The pilot “reported back to air-traffic controllers that he was having flight-control problems" and wanted to return to Addis Ababa, Gebremariam said.

The executive said he had listened to the recording and there were no other problems cited by the pilot.

Gebremariam said the black boxes recovered from the jet would be sent to Europe for analysis, although a final determination as to which country hasn’t been made.

He said the UK, France and Germany were being considered, as well as the European Union Aviation Safety Agency based in Cologne, Germany, and that a decision would be made Wednesday.

The Wall Street Journal earlier reported that US and Ethiopian officials were discussing the destination of the black boxes, with American officials quietly pushing for them to be sent to the US.

Black boxes are devices that contain voice recordings and data from the flight that are crucial in any crash investigation. Downloading the data takes technical expertise and equipment that only a few countries possess.
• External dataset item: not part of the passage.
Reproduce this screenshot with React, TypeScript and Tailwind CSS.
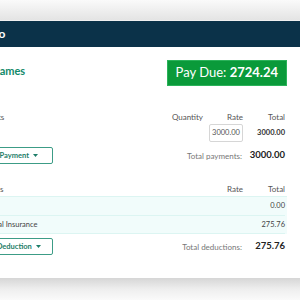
import React from 'react';

const Caret = () => (
  <svg width="5" height="3" viewBox="0 0 5 3" className="ml-[4px]">
    <path d="M0 0h5L2.5 3z" fill="currentColor" />
  </svg>
);

const AddButton = ({ label }: { label: string }) => (
  <button className="h-[17px] w-[84px] ml-[-1px] border border-[#3c9c86] rounded-[2px] bg-white flex items-center justify-center text-[7.5px] font-bold text-[#1d7d68]">
    {label}
    <Caret />
  </button>
);

const App: React.FC = () => {
  return (
    <div
      className="w-[300px] h-[300px] overflow-hidden bg-white flex flex-col"
      style={{ fontFamily: 'Lato, "Open Sans", sans-serif' }}
    >
      {/* top shade */}
      <div className="h-[20px] shrink-0 bg-gradient-to-b from-[#fafafa] to-[#e4e4e4]" />
      <div className="h-[1px] shrink-0 bg-[#f0f0f0]" />

      {/* Navy header */}
      <div className="h-[26px] shrink-0 bg-[#0b3249] flex items-center ml-[-27px] w-[327px]">
        <span className="text-white text-[12px] font-bold">Demo</span>
      </div>

      {/* Card content */}
      <div className="h-[231px] shrink-0 w-[330px] ml-[-30px] pr-[15px] flex flex-col bg-white">
        <div className="flex justify-between items-start mt-[13px]">
          <h1 className="text-[11px] font-bold text-[#138a6a] pt-[3px] ml-[2px]">Tom James</h1>
          <div className="h-[26px] mr-[-2px] px-[8px] bg-[#0a9a3a] border border-[#2bb25a] flex items-center text-white text-[13px]">
            Pay Due:&nbsp;<span className="font-bold">2724.24</span>
          </div>
        </div>

        {/* Payments */}
        <div className="grid grid-cols-[1fr_40px_40px_42px] items-center mt-[25px] h-[10px] text-[8px] text-[#555]">
          <span>Payments</span>
          <span className="text-right">Quantity</span>
          <span className="text-right">Rate</span>
          <span className="text-right">Total</span>
        </div>
        <div className="grid grid-cols-[1fr_40px_40px_42px] items-center h-[20px] mt-[2px]">
          <span className="pl-[6px] text-[8px] text-[#444]">Salary</span>
          <span />
          <span className="flex justify-end">
            <span className="w-[34px] h-[18px] border border-[#d6d6d6] rounded-[2px] flex items-center justify-center text-[7.5px] text-[#555]">
              3000.00
            </span>
          </span>
          <span className="text-right text-[7.5px] font-bold text-[#333]">3000.00</span>
        </div>
        <div className="grid grid-cols-[1fr_80px_42px] items-center mt-[4px] h-[17px]">
          <AddButton label="Add Payment" />
          <span className="text-right text-[8px] text-[#777] pr-[1px]">Total payments:</span>
          <span className="text-right text-[9.5px] font-bold text-[#222]">3000.00</span>
        </div>

        {/* Deductions */}
        <div className="grid grid-cols-[1fr_40px_42px] items-center mt-[19px] h-[10px] text-[8px] text-[#555]">
          <span className="ml-[-7px]">Deductions</span>
          <span className="text-right">Rate</span>
          <span className="text-right">Total</span>
        </div>
        <div className="mt-[3px] mr-[-2px] pr-[2px] bg-[#f1fcfb] border-t border-[#dcf5f2]">
          <div className="grid grid-cols-[1fr_40px_42px] items-center h-[19px] border-b border-[#dcf5f2] text-[7.5px] text-[#444]">
            <span className="pl-[6px]">Tax</span>
            <span />
            <span className="text-right">0.00</span>
          </div>
          <div className="grid grid-cols-[1fr_40px_42px] items-center h-[18px] border-b border-[#dcf5f2] text-[7.5px] text-[#444]">
            <span className="pl-[6px]">National Insurance</span>
            <span />
            <span className="text-right">275.76</span>
          </div>
        </div>
        <div className="grid grid-cols-[1fr_80px_42px] items-center mt-[4px] h-[17px]">
          <AddButton label="Add Deduction" />
          <span className="text-right text-[8px] text-[#777] pr-[1px]">Total deductions:</span>
          <span className="text-right text-[9.5px] font-bold text-[#222]">275.76</span>
        </div>
      </div>

      {/* bottom shadow */}
      <div className="flex-1 bg-gradient-to-b from-[#d6d6d6] via-[#eeeeee] to-[#fafafa]" />
    </div>
  );
};

export default App;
The Ethiopian Airlines Boeing 737 MAX crashed shortly after takeoff while on a scheduled Addis Ababa-Nairobi flight, killing all 157 people on board.

Boeing has maintained the jet is safe to fly after Sunday’s crash in Ethiopia and the crash of another 737 MAX 8 in Indonesia in October.

The US Federal Aviation Administration reiterated Tuesday that the aircraft is safe.

“Our review shows no systemic performance issues and provides no basis to order grounding the aircraft," the agency said. U.S. carriers, sticking by the FAA guidance, have said they have no plans to ground flights.